Supplied information:
-- start --

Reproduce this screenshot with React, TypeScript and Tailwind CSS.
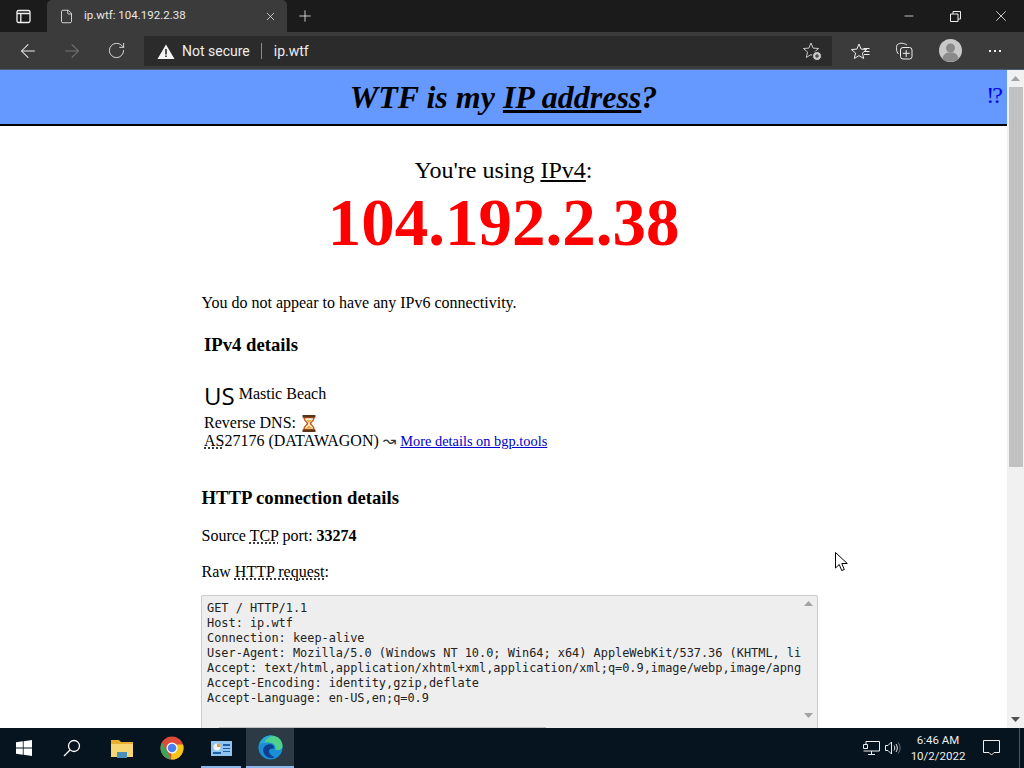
import React from 'react';
import { ArrowLeft, ArrowRight, RotateCw, X, Plus, Minus, File } from 'lucide-react';

const requestLines = [
  'GET / HTTP/1.1',
  'Host: ip.wtf',
  'Connection: keep-alive',
  'User-Agent: Mozilla/5.0 (Windows NT 10.0; Win64; x64) AppleWebKit/537.36 (KHTML, li',
  'Accept: text/html,application/xhtml+xml,application/xml;q=0.9,image/webp,image/apng',
  'Accept-Encoding: identity,gzip,deflate',
  'Accept-Language: en-US,en;q=0.9',
];

const STAR = 'M9 2 11.100 7.100 16.600 7.500 12.400 11.100 13.700 16.500 9 13.600 4.300 16.500 5.600 11.100 1.400 7.500 6.900 7.100z';

const TabBar: React.FC = () => (
  <div className="h-[32px] shrink-0 bg-[#1b1b1b] flex items-end text-white">
    <div className="w-[47px] h-[32px] flex items-center justify-center">
      <svg width="15" height="15" viewBox="0 0 15 15" fill="none" stroke="#f2f2f2" strokeWidth="1.300">
        <rect x="1" y="1.500" width="13" height="12" rx="1.500" />
        <path d="M1 4.500h13M4.800 4.500v9" />
      </svg>
    </div>
    <div className="w-[240px] h-[32px] bg-[#3b3b3b] rounded-t-[5px] flex items-center pl-[12px] pr-[10px]">
      <File size={15} strokeWidth={1.3} className="text-[#f2f2f2]" />
      <span className="ml-[10px] font-['Roboto',sans-serif] text-[11.5px] text-[#e8e8e8] flex-1">ip.wtf: 104.192.2.38</span>
      <X size={13} strokeWidth={1.4} className="text-[#e8e8e8]" />
    </div>
    <div className="w-[36px] h-[32px] flex items-center justify-center">
      <Plus size={18} strokeWidth={1.1} className="text-[#eeeeee]" />
    </div>
    <div className="flex-1" />
    <div className="w-[46px] h-[32px] flex items-center justify-center">
      <Minus size={14} strokeWidth={1.3} className="text-[#f2f2f2]" />
    </div>
    <div className="w-[46px] h-[32px] flex items-center justify-center">
      <svg width="11" height="11" viewBox="0 0 11 11" fill="none" stroke="#eeeeee">
        <path d="M.5 3h7.500v7.500h-7.500zM3 3v-2.500h7.500v7.500h-2.500" />
      </svg>
    </div>
    <div className="w-[46px] h-[32px] flex items-center justify-center">
      <X size={18} strokeWidth={1.1} className="text-[#eeeeee]" />
    </div>
  </div>
);

const Toolbar: React.FC = () => (
  <div className="h-[38px] shrink-0 bg-[#3b3b3b] border-b border-[#4c5a72] flex items-start text-white">
    <div className="w-[56px] h-[37px] flex items-center justify-center">
      <ArrowLeft size={22} strokeWidth={1.1} className="text-[#eeeeee]" />
    </div>
    <div className="w-[32px] h-[37px] flex items-center justify-center">
      <ArrowRight size={22} strokeWidth={1.1} className="text-[#777777]" />
    </div>
    <div className="w-[56px] h-[37px] flex items-center justify-center">
      <RotateCw size={19} strokeWidth={1.1} className="text-[#eeeeee]" />
    </div>
    <div className="w-[688px] h-[30px] mt-[4px] bg-[#2b2b2b] flex items-center pl-[13px] pr-[10px] font-['Roboto',sans-serif] text-[14px] text-[#eeeeee]">
      <svg width="18" height="15" viewBox="0 0 18 15">
        <path d="M9 .5 17.500 15H.5z" fill="#f5f5f5" />
        <path d="M8.200 5h1.600v5.500h-1.600zM8.200 11.500h1.600v1.600h-1.600z" fill="#2b2b2b" />
      </svg>
      <span className="ml-[7px]">Not secure</span>
      <span className="ml-[11px] w-px h-[16px] bg-[#8a8a8a]" />
      <span className="ml-[12px]">ip.wtf</span>
      <div className="flex-1" />
      <svg width="20" height="20" viewBox="0 0 20 20" fill="none" stroke="#c8c8c8" strokeWidth="1">
        <path d={STAR} />
        <circle cx="15" cy="15" r="4.500" fill="#c8c8c8" stroke="#2b2b2b" />
        <path d="M13 15h4M15 13v4" stroke="#2b2b2b" />
      </svg>
    </div>
    <div className="w-[52px] h-[37px] ml-[2px] flex items-center justify-center">
      <svg width="19" height="18" viewBox="0 0 19 18" fill="none" stroke="#eeeeee" strokeWidth="1">
        <path d={STAR} transform="translate(-1 0)" />
        <path d="M12.500 6.500h6M13 9.500h5.500M13 12.500h5.500" />
      </svg>
    </div>
    <div className="w-[36px] h-[37px] flex items-center justify-center">
      <svg width="18" height="18" viewBox="0 0 18 18" fill="none" stroke="#eeeeee" strokeWidth="1">
        <path d="M3.500 12C1 10 1 3.500 2.500 2.500 5 .5 9 1 12 3" />
        <rect x="5.500" y="5.500" width="11.500" height="11.500" rx="2.500" />
        <path d="M11.200 8v7M7.800 11.300h7" />
      </svg>
    </div>
    <div className="w-[56px] h-[37px] flex items-center justify-center">
      <svg width="23" height="23" viewBox="0 0 23 23">
        <circle cx="11.500" cy="11.500" r="11.500" fill="#c9c9c9" />
        <circle cx="11.500" cy="9" r="4.500" fill="#8a8a8a" />
        <path d="M3.500 19.500c1-5 4-6 8-6s7 1 8 6a11.500 11.500 0 0 1-16 0z" fill="#8a8a8a" />
      </svg>
    </div>
    <div className="w-[34px] h-[37px] flex items-center justify-center gap-[3px]">
      <span className="w-[2px] h-[2px] bg-[#eeeeee]" />
      <span className="w-[2px] h-[2px] bg-[#eeeeee]" />
      <span className="w-[2px] h-[2px] bg-[#eeeeee]" />
    </div>
  </div>
);

const Triangle: React.FC<{ down?: boolean; color: string }> = ({ down, color }) => (
  <svg width="9" height="5" viewBox="0 0 9 5" fill={color}>
    <path d={down ? 'M0 0h9L4.500 5z' : 'M0 5h9L4.500 0z'} />
  </svg>
);

const Scrollbar: React.FC = () => (
  <div className="w-[17px] shrink-0 bg-[#f1f1f1] flex flex-col items-center">
    <div className="h-[17px] flex items-center justify-center">
      <Triangle color="#a3a3a3" />
    </div>
    <div className="w-[14px] h-[380px] bg-[#c1c1c1]" />
    <div className="flex-1" />
    <div className="h-[17px] flex items-center justify-center">
      <Triangle down color="#505050" />
    </div>
  </div>
);

const Abbr: React.FC<{ children: React.ReactNode }> = ({ children }) => (
  <span className="underline decoration-dotted decoration-black underline-offset-2">{children}</span>
);

const Page: React.FC = () => (
  <div className="flex-1 min-w-0 bg-white text-black overflow-hidden font-['Liberation_Serif',serif] text-[16px]">
    <div className="relative h-[56px] bg-[#6699ff] border-b-2 border-black flex items-center justify-center">
      <h1 className="text-[32px] font-bold italic leading-none">
        WTF is my <span className="underline">IP address</span>?
      </h1>
      <a className="absolute right-[6px] top-[11px] text-[24px] leading-[28px] tracking-[-2px] text-[#0000dd]">!?</a>
    </div>

    <div className="flex flex-col items-center mt-[30px]">
      <div className="text-[24px] leading-[28px]">
        You're using <span className="underline">IPv4</span>:
      </div>
      <div className="text-[67px] leading-[76px] font-bold text-[#ff0000]">104.192.2.38</div>
    </div>

    <div className="pl-[201px] w-[818px]">
      <p className="mt-[34px] pl-[0.5px] leading-[18px]">You do not appear to have any IPv6 connectivity.</p>
      <h3 className="mt-[23px] pl-[3px] text-[18.72px] leading-[20px] font-bold">IPv4 details</h3>
      <div className="pl-[3px] mt-[27px]">
        <div className="flex items-start h-[31px]">
          <span className="font-['Open_Sans',sans-serif] text-[24px] leading-[27px]">US</span>
          <span className="ml-[4px] leading-[18px] mt-[3px]">Mastic Beach</span>
        </div>
        <div className="flex items-center h-[18px] mt-px">
          Reverse DNS:
          <svg className="ml-[6px]" width="14" height="17" viewBox="0 0 14 17">
            <path d="M2 2.500h10c0 4-3.500 4.500-3.500 6s3.500 2 3.500 6H2c0-4 3.500-4.500 3.500-6S2 6.500 2 2.500z" fill="#f8f0d8" stroke="#c9581f" strokeWidth="1.500" />
            <path d="M4.500 5h5L7 8zM3.500 13.500 7 10.500l3.500 3z" fill="#e8b030" />
            <rect x="0.500" y="0" width="13" height="2.500" fill="#5b3418" />
            <rect x="0.500" y="14.500" width="13" height="2.500" fill="#5b3418" />
          </svg>
        </div>
        <div className="leading-[18px]">
          <Abbr>AS</Abbr>27176 (DATAWAGON) <span className="font-['DejaVu_Sans',sans-serif] text-[16px] leading-none text-[#333333]">↝</span>{' '}
          <a className="text-[14.4px] text-[#0000cc] underline">More details on bgp.tools</a>
        </div>
      </div>
      <h2 className="mt-[38px] pl-[0.5px] text-[18.72px] leading-[20px] font-bold">HTTP connection details</h2>
      <p className="mt-[19px] pl-[0.5px] leading-[18px]">
        Source <Abbr>TCP</Abbr> port: <strong>33274</strong>
      </p>
      <p className="mt-[18px] pl-[0.5px] leading-[18px]">
        Raw <Abbr>HTTP request</Abbr>:
      </p>
      <div className="relative mt-[14px] h-[160px] bg-[#eeeeee] border border-[#cccccc] rounded-[2px] pl-[5px] pt-[5px] overflow-hidden">
        <pre className="font-['DejaVu_Sans_Mono',monospace] text-[11.9px] leading-[15px] text-[#222222]">
          {requestLines.join('\n')}
        </pre>
        <div className="absolute right-[4px] top-[5px]"><Triangle color="#a3a3a3" /></div>
        <div className="absolute right-[4px] top-[117px]"><Triangle down color="#a3a3a3" /></div>
        <div className="absolute left-[17px] top-[131px] w-[327px] h-[14px] bg-[#c1c1c1]" />
      </div>
    </div>
  </div>
);

const EdgeLogo: React.FC = () => (
  <svg width="25" height="25" viewBox="0 0 26 26">
    <circle cx="13" cy="13" r="12.500" fill="#1b8ed6" />
    <path d="M2 9C5 1 14-1 20 2c4 2 6 7 5.500 10.500-.5 3-4 3.500-7.500 3 1-3-.5-7-5.500-7.500C8 7.600 4 8 2 9z" fill="#4fd18c" />
    <path d="M2 9C5 1 12-.5 17 1 12 1 8 4 7 8 5 8 3 8.500 2 9z" fill="#28a8d8" />
    <path d="M13 24c-5-1-8-5-7.500-9 .5-4 5-6.500 9-5 2 1 2.500 3 2 4.500-2-1-4.500-.5-5 2-.5 3 3 6 6 6.500-1.500.8-3 1.300-4.500 1z" fill="#0b3f8f" />
  </svg>
);

const ChromeLogo: React.FC = () => (
  <svg width="24" height="24" viewBox="0 0 24 24">
    <circle cx="12" cy="12" r="11.500" fill="#dd4b39" />
    <path d="M1.900 6.500 7 15.500l4 7.900A11.500 11.500 0 0 1 1.900 6.500z" fill="#3aa757" />
    <path d="M23 8.500H12l-1 15A11.500 11.500 0 0 0 23 8.500z" fill="#f5c518" />
    <circle cx="12" cy="12" r="5.500" fill="#ffffff" />
    <circle cx="12" cy="12" r="4.300" fill="#4a80ee" />
  </svg>
);

const Taskbar: React.FC = () => (
  <div className="h-[40px] shrink-0 bg-[#05141f] flex items-stretch text-white">
    <div className="w-[48px] flex items-center justify-center">
      <svg width="16" height="16" viewBox="0 0 16 16" fill="#ffffff">
        <path d="M0 2.300 6.800 1.300V7.600H0zM7.600 1.200 16 0V7.600H7.600zM0 8.400H6.800V14.700L0 13.700zM7.600 8.400H16V16L7.600 14.800z" />
      </svg>
    </div>
    <div className="w-[48px] flex items-center justify-center">
      <svg width="18" height="18" viewBox="0 0 18 18" fill="none" stroke="#ffffff" strokeWidth="1.300">
        <circle cx="11" cy="7" r="5.500" />
        <path d="M7 11 1 17" />
      </svg>
    </div>
    <div className="w-[52px] flex items-center justify-center">
      <svg width="22" height="19" viewBox="0 0 22 19">
        <path d="M0 1h8l2 2h12v15H0z" fill="#e8b030" />
        <path d="M0 5h22v13H0z" fill="#f7d774" />
        <path d="M6 13h10v6H6z" fill="#4a8fb8" />
      </svg>
    </div>
    <div className="w-[48px] flex items-center justify-center">
      <ChromeLogo />
    </div>
    <div className="relative w-[50px] flex items-center justify-center">
      <svg width="21" height="15" viewBox="0 0 21 15">
        <rect width="21" height="15" fill="#8fc4ee" />
        <circle cx="6" cy="6" r="3.500" fill="#f0f6fc" />
        <path d="M6 6V2.500A3.500 3.500 0 0 1 9.500 6z" fill="#e0a030" />
        <path d="M12 3h7v2h-7zM12 7h7v1h-7zM12 10h7v1h-7zM2 11h8v2H2z" fill="#1f5fa8" />
      </svg>
      <span className="absolute left-[5px] right-[5px] bottom-0 h-[2px] bg-[#8ab8e8]" />
    </div>
    <div className="w-[48px] flex items-center justify-center bg-[#2b3a45] border-b-[2px] border-[#8ab8e8]">
      <EdgeLogo />
    </div>
    <div className="flex-1" />
    <div className="w-[24px] flex items-center justify-center">
      <svg width="17" height="14" viewBox="0 0 17 14" fill="none" stroke="#eeeeee" strokeWidth="1">
        <path d="M3 3.500V.5h13.500V10H.5M8.500 10v3M5 13.500h7M.5 3.500h4v4h-4z" />
      </svg>
    </div>
    <div className="w-[20px] flex items-center justify-center">
      <svg width="16" height="14" viewBox="0 0 16 14" fill="none" stroke="#eeeeee" strokeWidth="1">
        <path d="M.5 4.500h2.500L6.500 1v12L3 9.500H.5zM9 4.500c1 1.500 1 3.500 0 5M11 3c1.800 2.500 1.800 5.500 0 8" />
        <path d="M13 1.500c2.800 3.500 2.800 7.500 0 11" stroke="#777777" />
      </svg>
    </div>
    <div className="w-[70px] flex flex-col items-center justify-center font-['Roboto',sans-serif] text-[11.5px] leading-[16px] text-[#eeeeee]">
      <span>6:46 AM</span>
      <span>10/2/2022</span>
    </div>
    <div className="w-[36px] flex items-center justify-center">
      <svg width="17" height="16" viewBox="0 0 17 16" fill="none" stroke="#eeeeee" strokeWidth="1">
        <path d="M.5.500h16v12h-5.500l-2.500 2.500-2.500-2.500H.5z" />
      </svg>
    </div>
    <div className="w-[15px] flex justify-end">
      <div className="w-[5px] border-l border-[#4a5560]" />
    </div>
  </div>
);

export default function App() {
  return (
    <div className="relative w-[1024px] h-[768px] overflow-hidden flex flex-col">
      <TabBar />
      <Toolbar />
      <div className="flex-1 min-h-0 flex">
        <Page />
        <Scrollbar />
      </div>
      <Taskbar />
      {/* mouse pointer over the page */}
      <svg className="absolute left-[835px] top-[552px]" width="14" height="20" viewBox="0 0 14 20">
        <path d="M.5.500v15.500l3.700-3.500 2.500 6 2.600-1-2.500-6h5.500z" fill="#ffffff" stroke="#000000" />
      </svg>
    </div>
  );
}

-- end --

From the top of the listing above, repeat each line exactly until you reach the line containing "const STAR = 'M9", and repeat that one too. Leave the pictures out.

Result:
Reproduce this screenshot with React, TypeScript and Tailwind CSS.
import React from 'react';
import { ArrowLeft, ArrowRight, RotateCw, X, Plus, Minus, File } from 'lucide-react';

const requestLines = [
  'GET / HTTP/1.1',
  'Host: ip.wtf',
  'Connection: keep-alive',
  'User-Agent: Mozilla/5.0 (Windows NT 10.0; Win64; x64) AppleWebKit/537.36 (KHTML, li',
  'Accept: text/html,application/xhtml+xml,application/xml;q=0.9,image/webp,image/apng',
  'Accept-Encoding: identity,gzip,deflate',
  'Accept-Language: en-US,en;q=0.9',
];

const STAR = 'M9 2 11.100 7.100 16.600 7.500 12.400 11.100 13.700 16.500 9 13.600 4.300 16.500 5.600 11.100 1.400 7.500 6.900 7.100z';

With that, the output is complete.